Sarah’s mom had to have surgery, so after we met with the pastor, we headed up to Fort Wayne to visit her and help however we could. I’m glad Sarah got to see her mom. I left Sarah at the hospital for a while on Saturday, and I think they had a good visit. Saturday was Sarah’s birthday, and it was too bad she didn’t get to spend it doing something fun, but I was glad she could be there for her mom.

Sunday morning, I dropped Sarah off at the hospital and headed out for a ride. I had printed a route I found on bikely.com that looked interesting. I parked the car at a strip mall and started riding.

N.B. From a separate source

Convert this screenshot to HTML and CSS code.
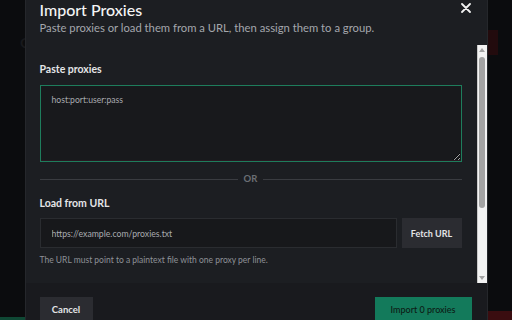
FILE: index.html
```html
<!DOCTYPE html>
<html lang="en">
<head>
    <meta charset="UTF-8">
    <meta name="viewport" content="width=device-width, initial-scale=1.0">
    <title>Import Proxies</title>
    <link rel="stylesheet" href="styles.css">
</head>
<body>

<div class="page">
    <div class="page-top">
        <span class="page-logo">C</span>
        <span class="page-danger"></span>
    </div>
    <div class="page-bottom">
        <span class="page-save"></span>
        <span class="page-delete"></span>
    </div>
</div>

<div class="overlay">
    <div class="modal">
        <div class="modal-header">
            <div>
                <h2>Import Proxies</h2>
                <p>Paste proxies or load them from a URL, then assign them to a group.</p>
            </div>
            <button class="close-btn" type="button" aria-label="Close">
                <svg width="10" height="10" viewBox="0 0 10 10">
                    <path d="M1 1L9 9M9 1L1 9" stroke="#f2f2f2" stroke-width="1.8" stroke-linecap="round"/>
                </svg>
            </button>
        </div>

        <div class="modal-body">
            <div class="body-content">
                <label class="field-label" for="proxyList">Paste proxies</label>
                <textarea id="proxyList" placeholder="host:port:user:pass"></textarea>

                <div class="divider"><span>OR</span></div>

                <label class="field-label" for="proxyUrl">Load from URL</label>
                <div class="url-row">
                    <input type="text" id="proxyUrl" placeholder="https://example.com/proxies.txt">
                    <button class="btn btn-secondary btn-fetch" type="button">Fetch URL</button>
                </div>
                <p class="hint">The URL must point to a plaintext file with one proxy per line.</p>
            </div>
            <div class="scrollbar">
                <span class="scroll-arrow up"></span>
                <span class="scroll-thumb"></span>
                <span class="scroll-rest"></span>
                <span class="scroll-arrow down"></span>
            </div>
        </div>

        <div class="modal-footer">
            <button class="btn btn-secondary btn-cancel" type="button">Cancel</button>
            <button class="btn btn-primary" type="button">Import 0 proxies</button>
        </div>
    </div>
</div>

</body>
</html>
```

FILE: styles.css
```css
body {
    font-family: Lato, "Noto Sans", sans-serif;
    margin: 0;
    padding: 0;
    background-color: #0b0c0e;
    height: 320px;
    overflow: hidden;
}

.page {
    height: 320px;
    display: flex;
    flex-direction: column;
    justify-content: space-between;
}

.page-top {
    display: flex;
    justify-content: space-between;
    align-items: center;
    padding: 30px 14px 0 20px;
}

.page-logo {
    color: #18191c;
    font-size: 14px;
    font-weight: 700;
}

.page-danger {
    width: 12px;
    height: 25px;
    background-color: #220b0d;
}

.page-bottom {
    display: flex;
    justify-content: space-between;
    align-items: flex-end;
}

.page-save {
    width: 60px;
    height: 3px;
    background-color: #0f4834;
}

.page-delete {
    width: 40px;
    height: 9px;
    background-color: #3a0d10;
}

.overlay {
    position: fixed;
    inset: 0;
    display: flex;
    align-items: center;
    justify-content: center;
}

.modal {
    width: 461px;
    flex-shrink: 0;
    background-color: #1c1e22;
    border: 1px solid #25272b;
    display: flex;
    flex-direction: column;
}

.modal-header {
    display: flex;
    justify-content: space-between;
    align-items: flex-start;
    padding: 16px 16px 0 14px;
    height: 45px;
}

.modal-header h2 {
    margin: 0;
    color: #f4f4f5;
    font-size: 16px;
    font-weight: 500;
    line-height: 20px;
}

.modal-header p {
    margin: 0;
    color: #a4a7ad;
    font-size: 11.25px;
    line-height: 16px;
}

.close-btn {
    background: none;
    border: none;
    padding: 0;
    margin-top: 3px;
    cursor: pointer;
    display: flex;
}

.modal-body {
    height: 238px;
    display: flex;
}

.body-content {
    flex: 1;
    padding: 16px 15px 0 14px;
    display: flex;
    flex-direction: column;
}

.scrollbar {
    width: 9px;
    background-color: #f3f3f3;
    border-left: 1px solid #c9c9c9;
    display: flex;
    flex-direction: column;
    align-items: center;
}

.scroll-arrow {
    height: 10px;
    display: flex;
    align-items: center;
}

.scroll-arrow.up::before,
.scroll-arrow.down::before {
    content: "";
    border-left: 3px solid transparent;
    border-right: 3px solid transparent;
}

.scroll-arrow.up::before {
    border-bottom: 4px solid #a3a3a3;
}

.scroll-arrow.down::before {
    border-top: 4px solid #a3a3a3;
}

.scroll-thumb {
    width: 6px;
    height: 151px;
    margin-top: 2px;
    background-color: #a3a3a3;
    border-radius: 3px;
}

.scroll-rest {
    flex: 1;
}

.field-label {
    color: #e4e5e7;
    font-size: 10.5px;
    font-weight: 700;
    line-height: 16px;
    margin-bottom: 8px;
}

.field-label[for="proxyUrl"] {
    margin-top: 1px;
    margin-bottom: 7px;
}

textarea {
    flex-shrink: 0;
    height: 77px;
    box-sizing: border-box;
    background-color: #18191c;
    border: 1px solid #1e7d5c;
    box-shadow: inset 0 -1px 0 #2a1822;
    outline: none;
    color: #e4e5e7;
    font-family: inherit;
    font-size: 8.6px;
    padding: 9px 11px;
}

::placeholder {
    color: #a9abb0;
}

.divider {
    display: flex;
    align-items: center;
    gap: 6px;
    margin: 11px 0 9px 0;
    color: #6b6e74;
    font-size: 9.5px;
    font-weight: 700;
    line-height: 12px;
}

.divider::before,
.divider::after {
    content: "";
    flex: 1;
    height: 1px;
    background-color: #3a3c41;
}

.url-row {
    display: flex;
    gap: 5px;
    flex-shrink: 0;
}

.url-row input {
    flex: 1;
    height: 30px;
    box-sizing: border-box;
    background-color: #17181b;
    border: 1px solid #2a2c30;
    outline: none;
    color: #e4e5e7;
    font-family: inherit;
    font-size: 8.7px;
    padding: 0 11px;
}

.btn {
    border: none;
    font-family: inherit;
    font-size: 9px;
    font-weight: 700;
    height: 30px;
    padding: 0;
    cursor: pointer;
}

.btn-secondary {
    background-color: #2b2c31;
    color: #e4e5e7;
}

.btn-fetch {
    width: 60px;
}

.btn-cancel {
    width: 53px;
    font-size: 9.5px;
}

.btn-primary {
    background-color: #137a5b;
    color: #0d1a15;
    font-weight: 500;
    width: 97px;
}

.modal-footer .btn {
    height: 25px;
}

.hint {
    margin: 5px 0 0 0;
    color: #8e9197;
    font-size: 8.5px;
    line-height: 14px;
}

.modal-footer {
    display: flex;
    justify-content: space-between;
    padding: 14px 15px 14px 14px;
    background-color: #191a1e;
}
```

I’ve ridden in Fort Wayne a couple of times before, and there’s some good riding in the area. It’s quite flat compared to southern Indiana, but there are some hills here and there, and some areas are quite scenic. When I started riding, I was facing a headwind and actually had several hills to climb. It was warm, but not overly hot.

Flat farmland


The roads were pretty quiet. I saw few cars, but mostly had the road to myself. I saw a couple of other cyclists going the other way and waved. The west side of town, where I was riding, is pretty interesting because you go from being in town to rural areas very quickly. It’s kind of like Bloomington in that way.


Railroad tracks

I saw one of few shady spots and stopped to look at my map for a couple of minutes. While I was stopped, another cyclist passed me. I rode on and caught up with him. We introduced ourselves (his name is Jeff) and he asked how long I was looking to ride. I said about 30 miles, and he offered to show me a route, so I ditched the Bikely route and followed his lead.

Catching up with Jeff

It was really cool to get a tour from a local. I don’t mind following maps and whatnot, but he told me a couple of the roads I had planned on riding on weren’t very good — one has a fresh layer of chipseal and the other is quite busy. The route he took me on was very quiet — we only saw a few cars the whole time and were able to ride side by side most of the time.


Huge power lines

In talking with Jeff, it came up that he knows one of the mechanics at an LBS in Bloomington who has worked on one of my bikes. It sure is a small world. At one point our ride went through the small town of Roanoke, Indiana. It has an interesting and quaint downtown area, and Jeff pointed out Joseph Decuis, a famous restauraunt, and a bed and breakfast there.

Downtown Roanoke, Indiana

One thing that never ceases to impress me about cycling is how strong many older riders are. Jeff told me he’s 58 … but he rides very well. I guess cycling is a sport that doesn’t beat up your body like a lot of others, and the longer you ride, the stronger you get.

At one point we also passed what is now really just a ditch, but Jeff told me it used to be a part of the Wabash & Eerie Canal. A bit of history I never would’ve known about without someone with local knowledge.



Going over a bridge

The ride ended up being 29.5 miles, exactly what I had in mind. I told Jeff to let me know if he’ll be in Bloomington and I can give him a tour.

After my ride I headed back to the hospital to see if Sarah’s mom had been released yet. When I got there I decided to change clothes in the parking lot, using car doors and the car itself for privacy. I had just looked around to make sure nobody was nearby and I thought the coast was clear, thinking “The only way anyone could see me would be from above.” The next thing I know I hear a helicopter coming in for landing. I waited for it to land before changing.

We were hoping we could give Sarah’s mom a ride home, but she hadn’t been released yet and we needed to get going. On our way back I decided I ought to get the Long Haul Trucker. It was good timing. They were selling two other Long Haul Truckers when I was picking mine up … awesome. I don’t have any pictures of it  yet. I’ll probably be selling my road bike (a 2006 Giant OCR2) as I don’t think I’ll be needing it anymore. It’s been a great bike, but the LHT is very versatile and handles a lot better than I expected unloaded, making the road bike seem pretty superfluous.

It sure was a whirlwind of a trip. We’re glad to be home, and I can’t wait to get some rides in on the new bike. Unfortunately I won’t be able to get any longer rides in for a while, since we’re going to Green Bay for a wedding this weekend.